L’Homme décidément superficiel.


Cest un titre dont il se glorifie & qu’il affiche ; c’est un homme d’un très-bon ton, parce qu’il traite avec importance ces riens dont nous parlions.

L’opéra comique, le grand opéra, ont droit, avant toutes les autres spéculations, d’intéresser son esprit. Comme on ne parle à Londres que de l’ordre public, des intérêts de l’Europe & du commerce des nations, il ne parle lui que des comédiens, des farceurs & des petits vers qui courent ; ce qui est très-nécessaire toutefois dans certaines maisons, où il doit parler sans rien dire.

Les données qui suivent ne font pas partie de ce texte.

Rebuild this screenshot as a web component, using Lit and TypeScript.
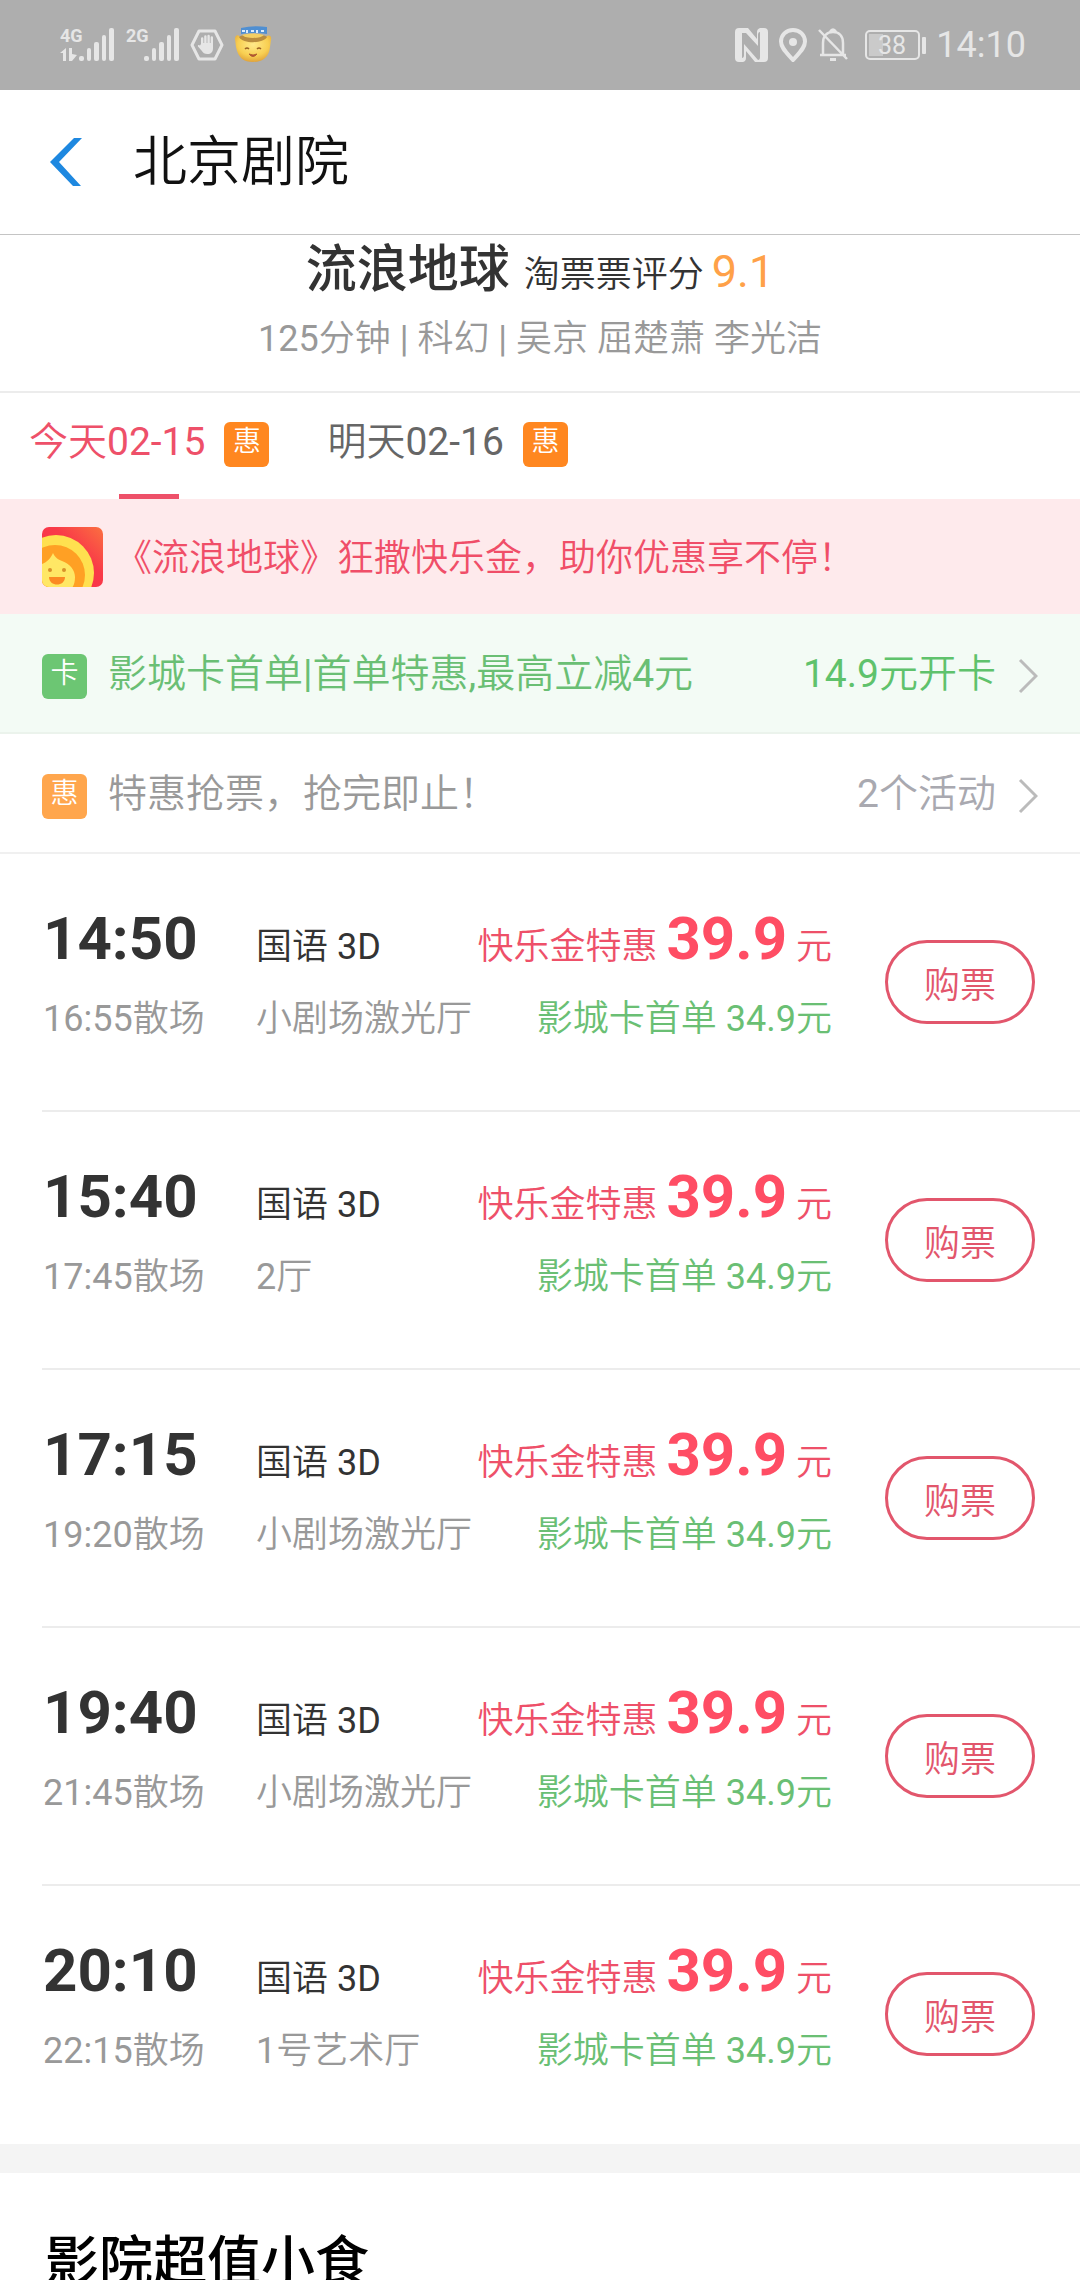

C’est ainsi que l’homme décidément superficiel, & qui se donne à dessein un nombre incroyable de petits ridicules, vit à Paris : il sait ce qui se passe dans les foyers, dans les petites loges ; il connoît les aventures de toutes les actrices ; il sait ce qui s’est dit mystérieusement dans les soupers. On le voit aux trois spectacles. S’il paroît dans une promenade, tout le monde le salue ; il parle à l’un, sourit à l’autre, aborde un troisieme, annonce tout haut la distribution de sa journée, parle de son oisiveté avec le sérieux que pourroit prendre l’homme sensé qui annonceroit une occupation utile. Il exagere les modes ; il a des enthousiasmes sans chaleur, des engouemens sans motifs : il outre la frivolité nationale ; mais il cache quelquefois, sous ces dehors empruntés, la marche fine d’une ambition ardente : il donne le change à ses rivaux, fait tout-à-coup un excellent mariage, & se trouve revêtu d’une charge importante.